I got a call from a coworker a few months ago that started a chain of events that I have oddly become accustomed to.
The coworker is someone I have known for several years but don’t normally conduct business with. He’s close to my age, holds a high corporate position, and is well-respected in our company. When he called, I knew something important was on his mind.
I assumed his phone call had to do with a work project, but I was incorrect. After some initial niceties, he launched into his reason for contacting me.
His father (who is 80 years old) received the same cancer diagnosis as me earlier this year. The family was obviously scared and concerned. They had brought him to the best doctors in their area and received the best consultation available, but they still felt lost once the treatment started to break him down physically and mentally.
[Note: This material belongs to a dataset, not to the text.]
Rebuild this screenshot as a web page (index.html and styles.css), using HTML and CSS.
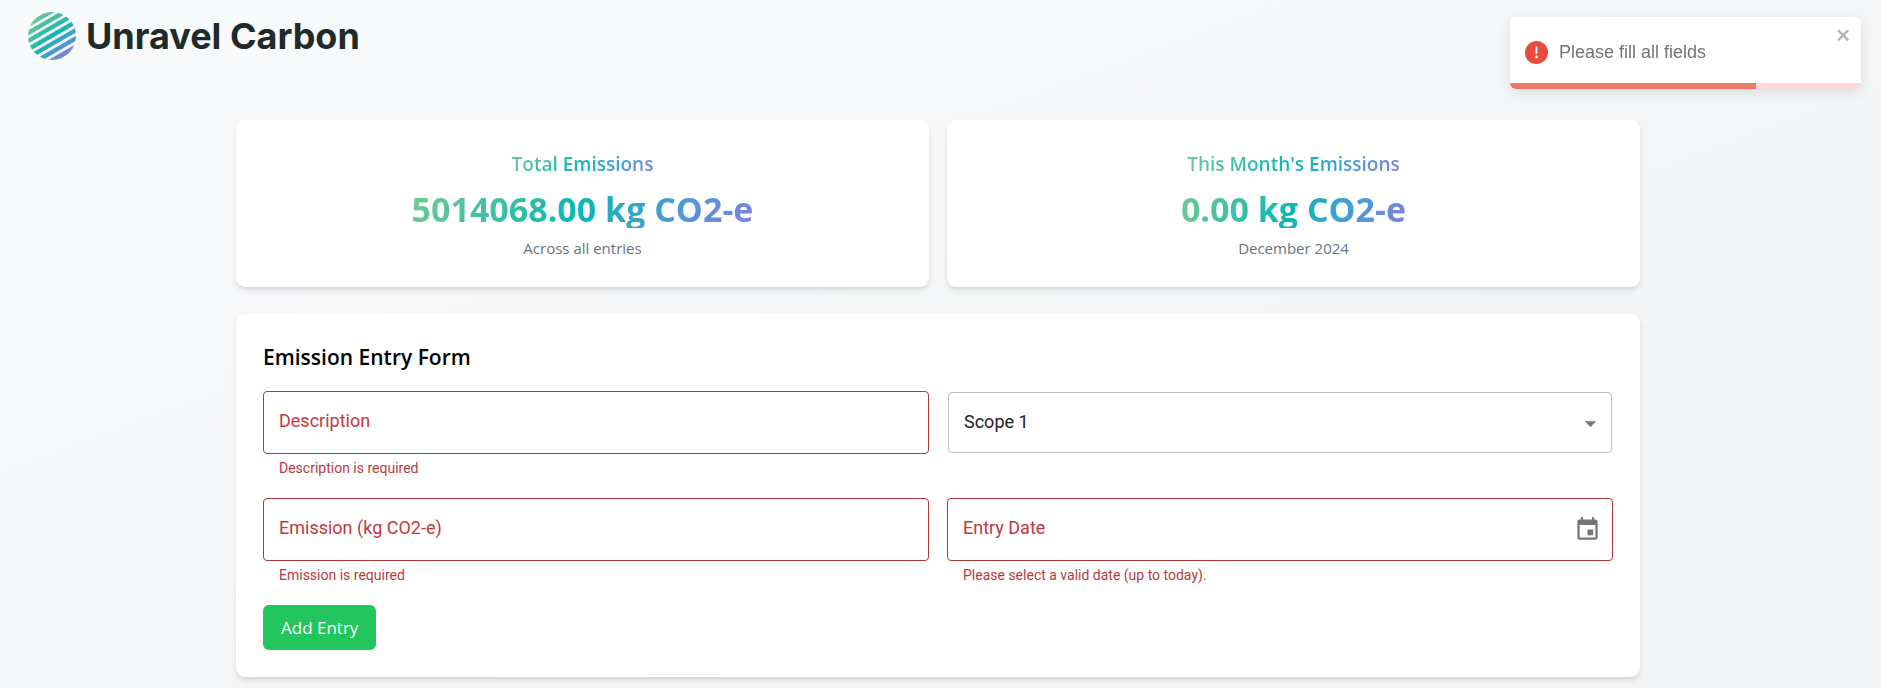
FILE: index.html
```html
<!DOCTYPE html>
<html lang="en">
<head>
<meta charset="utf-8">
<meta name="viewport" content="width=device-width, initial-scale=1">
<title>Unravel Carbon</title>
<link rel="stylesheet" href="styles.css">
</head>
<body>
<header class="header">
  <a class="brand" href="#">
    <svg class="brand-mark" viewBox="0 0 48 48" aria-hidden="true">
      <defs>
        <linearGradient id="brand-gradient" x1="0.15" y1="0.1" x2="0.85" y2="0.95">
          <stop offset="0" stop-color="#74c991"/>
          <stop offset="0.5" stop-color="#12b5b5"/>
          <stop offset="0.72" stop-color="#4a9bcf"/>
          <stop offset="1" stop-color="#8a7be0"/>
        </linearGradient>
        <mask id="brand-stripes">
          <g transform="rotate(-30 24 24)" fill="#fff">
            <rect x="-6" y="0" width="60" height="4.6"/>
            <rect x="-6" y="7.2" width="60" height="4.4"/>
            <rect x="-6" y="14.2" width="60" height="4.4"/>
            <rect x="-6" y="21.4" width="60" height="4.4"/>
            <rect x="-6" y="28.6" width="60" height="4.4"/>
            <rect x="-6" y="35.8" width="60" height="4.4"/>
            <rect x="-6" y="43" width="60" height="5"/>
          </g>
        </mask>
      </defs>
      <circle cx="24" cy="24" r="24" fill="url(#brand-gradient)" mask="url(#brand-stripes)"/>
    </svg>
    <span class="brand-name">Unravel Carbon</span>
  </a>
</header>

<main class="container">
  <section class="stats">
    <article class="card stat">
      <h2 class="stat-title gradient-text">Total Emissions</h2>
      <p class="stat-value gradient-text">5014068.00 kg CO2-e</p>
      <p class="stat-note">Across all entries</p>
    </article>
    <article class="card stat">
      <h2 class="stat-title gradient-text">This Month's Emissions</h2>
      <p class="stat-value gradient-text">0.00 kg CO2-e</p>
      <p class="stat-note">December 2024</p>
    </article>
  </section>

  <form class="card entry-form" novalidate>
    <h2 class="form-title">Emission Entry Form</h2>
    <div class="fields">
      <div class="field">
        <div class="control">
          <input class="input" id="description" type="text" aria-invalid="true" aria-describedby="description-error">
          <label class="label" for="description">Description</label>
        </div>
        <p class="error" id="description-error">Description is required</p>
      </div>
      <div class="field">
        <div class="control">
          <select class="select" id="scope" aria-label="Scope">
            <option selected>Scope 1</option>
            <option>Scope 2</option>
            <option>Scope 3</option>
          </select>
          <svg class="arrow" viewBox="0 0 24 24" aria-hidden="true"><path d="M7 10l5 5 5-5z"/></svg>
        </div>
      </div>
      <div class="field">
        <div class="control">
          <input class="input" id="emission" type="text" inputmode="decimal" aria-invalid="true" aria-describedby="emission-error">
          <label class="label" for="emission">Emission (kg CO2-e)</label>
        </div>
        <p class="error" id="emission-error">Emission is required</p>
      </div>
      <div class="field">
        <div class="control">
          <input class="input" id="entry-date" type="text" aria-invalid="true" aria-describedby="date-error">
          <label class="label" for="entry-date">Entry Date</label>
          <button class="calendar" type="button" aria-label="Choose date">
            <svg viewBox="0 0 24 24" aria-hidden="true"><path d="M17 12h-5v5h5v-5zM16 1v2H8V1H6v2H5c-1.11 0-1.99.9-1.99 2L3 19c0 1.1.89 2 2 2h14c1.1 0 2-.9 2-2V5c0-1.1-.9-2-2-2h-1V1h-2zm3 18H5V8h14v11z"/></svg>
          </button>
        </div>
        <p class="error" id="date-error">Please select a valid date (up to today).</p>
      </div>
    </div>
    <button class="submit" type="submit">Add Entry</button>
  </form>
</main>

<div class="toast" role="alert">
  <div class="toast-body">
    <svg class="toast-icon" viewBox="0 0 24 24" aria-hidden="true"><path d="M11.983 0a12.206 12.206 0 00-8.51 3.653A11.8 11.8 0 000 12.207 11.779 11.779 0 0011.8 24h.214A12.111 12.111 0 0024 11.791 11.766 11.766 0 0011.983 0zM10.5 16.542a1.476 1.476 0 011.449-1.53h.027a1.527 1.527 0 011.523 1.47 1.475 1.475 0 01-1.449 1.53h-.027a1.529 1.529 0 01-1.523-1.47zM11 12.5v-6a1 1 0 012 0v6a1 1 0 11-2 0z"/></svg>
    <span class="toast-text">Please fill all fields</span>
  </div>
  <button class="toast-close" type="button" aria-label="Close">
    <svg viewBox="0 0 14 16" aria-hidden="true"><path fill-rule="evenodd" d="M7.71 8.23l3.75 3.75-1.48 1.48-3.75-3.75-3.75 3.75L1 11.98l3.75-3.75L1 4.48 2.48 3l3.75 3.75L9.98 3l1.48 1.48-3.75 3.75z"/></svg>
  </button>
  <div class="toast-track"><div class="toast-progress" style="width: 70%"></div></div>
</div>
</body>
</html>
```
FILE: styles.css
```css
*,
*::before,
*::after {
  box-sizing: border-box;
}

body {
  margin: 0;
  min-height: 100vh;
  padding-right: 5px;
  font-family: "Segoe UI", "Open Sans", "Noto Sans", sans-serif;
  color: #000;
  background: linear-gradient(to bottom right, #f9fafb, #f3f4f6 70%, #f3f4f6);
}

h2,
p {
  margin: 0;
}

button,
input,
select {
  font: inherit;
}

.header {
  padding: 12px 28px 0;
}

.brand {
  display: inline-flex;
  align-items: center;
  gap: 10px;
  color: #1f2a2a;
  text-decoration: none;
}

.brand-mark {
  width: 48px;
  height: 48px;
}

.brand-name {
  font: 700 36px/48px Inter, sans-serif;
}

.container {
  max-width: 1436px;
  margin: 0 auto;
  padding: 55px 16px 12px;
}

.card {
  padding: 26px 27px 27px;
  background: #fff;
  border-radius: 9px;
  box-shadow: 0 4px 7px -1px rgb(0 0 0 / 10%), 0 2px 4px -2px rgb(0 0 0 / 10%);
}

.stats {
  display: grid;
  grid-template-columns: 1fr 1fr;
  gap: 18px;
  margin-bottom: 27px;
}

.stat {
  display: flex;
  flex-direction: column;
  align-items: center;
}

.gradient-text {
  color: transparent;
  background: linear-gradient(120deg, #74c991, #0ab8b5 50%, #4a9bd6 75%, #8080e0);
  -webkit-background-clip: text;
  background-clip: text;
}

.stat-title {
  font-size: 19px;
  line-height: 36px;
  font-weight: 600;
}

.stat-value {
  margin-top: 8px;
  font-size: 34px;
  line-height: 38px;
  font-weight: 700;
}

.stat-note {
  margin-top: 8px;
  font-size: 15px;
  line-height: 24px;
  color: #6b7280;
}

.form-title {
  margin-bottom: 16px;
  font-size: 21px;
  line-height: 35px;
  font-weight: 600;
}

.fields {
  display: grid;
  grid-template-columns: 1fr 1fr;
  gap: 18px;
  font-family: Roboto, sans-serif;
}

.control {
  position: relative;
}

.input,
.select {
  display: block;
  width: 100%;
  height: 63px;
  padding: 0 15px;
  font-size: 18px;
  color: #212121;
  background: #fff;
  border: 1px solid #b03a3a;
  border-radius: 4px;
  appearance: none;
}

.select {
  width: calc(100% - 2px);
  height: 61px;
  margin: 1px;
  padding-bottom: 2px;
  border-color: #c0c0c0;
}

.label {
  position: absolute;
  top: 17px;
  left: 16px;
  font-size: 18px;
  line-height: 25px;
  color: #c2393d;
  pointer-events: none;
}

.arrow {
  position: absolute;
  top: 18px;
  right: 9px;
  width: 27px;
  height: 27px;
  fill: #757575;
  pointer-events: none;
}

.calendar {
  position: absolute;
  top: 18px;
  right: 12px;
  width: 27px;
  height: 27px;
  padding: 0;
  background: none;
  border: 0;
}

.calendar svg {
  display: block;
  fill: #757575;
}

.error {
  margin: 3px 16px 0;
  font-size: 14px;
  line-height: 23px;
  color: #b83a3e;
}

.submit {
  margin-top: 18px;
  padding: 0 18px;
  font-size: 17px;
  line-height: 45px;
  color: #fff;
  background: #22c55e;
  border: 0;
  border-radius: 6px;
}

.toast {
  position: fixed;
  top: 17px;
  right: 20px;
  width: 351px;
  overflow: hidden;
  font-family: "Liberation Sans", Arial, sans-serif;
  color: #757575;
  background: #fff;
  border-radius: 6px;
  box-shadow: 0 4px 13px rgb(0 0 0 / 10%);
}

.toast-body {
  display: flex;
  align-items: center;
  gap: 11px;
  height: 66px;
  padding: 4px 15px 0;
}

.toast-icon {
  width: 23px;
  height: 23px;
  fill: #e74c3c;
}

.toast-text {
  font-size: 18px;
  line-height: 24px;
}

.toast-close {
  position: absolute;
  top: 9px;
  right: 9px;
  padding: 0;
  background: none;
  border: 0;
}

.toast-close svg {
  display: block;
  width: 16px;
  height: 18px;
  fill: #b3b3b3;
}

.toast-track {
  height: 6px;
  background: #fadbd8;
}

.toast-progress {
  height: 100%;
  background: #ea786b;
}
```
That’s when I was contacted.
My cancer battle was in full force at this time six years ago so it’s still relatively fresh in my mind. When I was in the throes of treatment, I was scared and unsure. I remember wishing I could talk to someone who had been through the same procedure just to know they had withstood the assault and were now thriving.
But I never had that luxury, so I went through the entire process alone and uncertain. Because of that experience, I vowed I would make myself available to anyone who asked.
Over the years, I’ve counseled many cancer patients. Generally, I follow the same regimen: I tell them about my own diagnosis, my treatment, and my recovery; I’m truthful but also positive. But most importantly, I try to leave everyone I talk to with the notion that as hard as this experience is, they will get through it and they will thrive on the other side.
I listened intently as my coworker explained that, during a routine exam, his father’s dentist discovered an anomaly on his tongue and suggested that he get it checked out. After a visit with an oncologist, it was determined that he indeed had cancer and would need surgery along with chemotherapy and radiation.
When my coworker was finished talking, I launched into my own experience with cancer. I was brutally honest about where his father was headed and how difficult it was going be. I was frank, but I also conveyed the idea that he would survive and thrive afterwards.
I also suggested several tips for comfort during treatment. I found that the hospitals and doctors were great when it came to treating the cancer but had little to offer for the other 23 hours of the day that you were suffering.
My coworker thanked me for the insights; he seemed genuinely thrilled that he now had some tangible solutions to bring to his father to alleviate the discomfort and anxiety he was experiencing.
Before hanging up, I told my coworker that I would be willing to talk to his dad at any point during or after treatment. He thanked me but said his dad was a prideful, stubborn man and likely wouldn’t want to appear weak or infirm to a stranger.
I said I understood and we hung up.
Last weekend, my coworker called me back and told me his father was finished with his chemo and radiation treatments and was recovering. However, he was having a difficult time coming to terms with the assault on his mind and body.
He also said his father wanted to talk to me.
A few days later, I spoke with a very broken, prideful 80-year-old man. I could tell it took everything in his being to call me. I listened and let him purge, agreeing with most of his assertions. At one point he broke down crying, saying he felt like a failure.
That’s when I told him that he was at the lowest point in this journey, but things were about to change. I told him that, while he currently feels like the weakest one, he would soon turn into the strongest one. And with that strength he would pull his loved ones along with him and out of this nightmare.
This week’s film, “Luckiest Girl Alive” starring Mila Kunis, features a young woman on the verge of marriage and career success who is about to have her own nightmare rekindled.
Everyone loves a story about a gorgeous woman awash in luxury and social status. It’s pretty to look while also tweaking that jealous bone deep beneath the surface. Films like this may feel initially rewarding, but if the story isn’t solid, the whole thing falls apart quickly.
“Luckiest Girl Alive” has a passable story, which allows the accoutrements to sparkle and shine. Kunis is the main driver here and certainly makes a case that’s she good actress — it’s the supporting cast that seems mundane.
A “C+” for “Luckiest Girl Alive,” now available for streaming on Netflix.